While bitterness and resentment are natural reactions to hurtful events, they are also highly destructive. According to Life Works Counseling, these emotions can damage your peace of mind and self-image and can keep you from claiming responsibility for your own actions. They may even have a physical effect on your health, the Arthritis Foundation states. These emotions increase stress, which can raise your heart rate and blood pressure and interfere with the proper functioning of the immune system. Forgiving grievances tends to have the reverse effect. There are several approaches you can try to manage bitterness and resentment.

Instructions

    • 1

      Consider spirituality if you are not already religious, according to the Christian Broadcasting Network. If you are religious, try attending church more often. Pray, or perhaps make an appointment with your priest or other spiritual leader to discuss issues that are causing your resentment and bitterness. Work on forgiving those who may have offended or hurt you. Forgive yourself as well.

    • 2

      Volunteer your time. All sorts of charities and other organizations need help with extra tasks.
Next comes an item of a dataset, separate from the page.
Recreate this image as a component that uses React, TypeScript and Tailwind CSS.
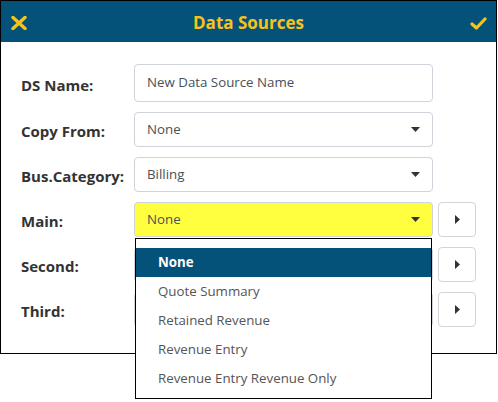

Helpguide points out that volunteering has positive effects on both your physical and mental health. Volunteering can keep you moving and put you in touch with other people, particularly those who are facing hard challenges, which may change your perspective. Becoming a volunteer also combats stress and negative emotions. Pick an organization that interests you and call to see if there is any way you can help. You can benefit the organization and yourself at the same time.

    • 3

      Find a qualified counselor. Getting to the root of what is causing the bitterness and resentment will help you figure out how to combat it. Life Works Counseling recommends talking about your resentments. Writing them down may also help. Examine the causes of your feelings to see what you need to learn from them. Let go of unnecessary baggage and try to see your situation from someone else's point of view. This will help you forgive and move on.

    • 4

      Find other sources of support if you choose not to pursue counseling. Support groups exist for people going through a variety of challenges, as well as for family members and friends of someone facing difficulty. Some groups meet in person, such as twelve-step programs. If actually attending meetings does not appeal to you, look online for a group that relates to your particular issues. If no kind of formal support group appeals to you, at least be sure to surround yourself with friends or family who will understand your struggle and your need to talk.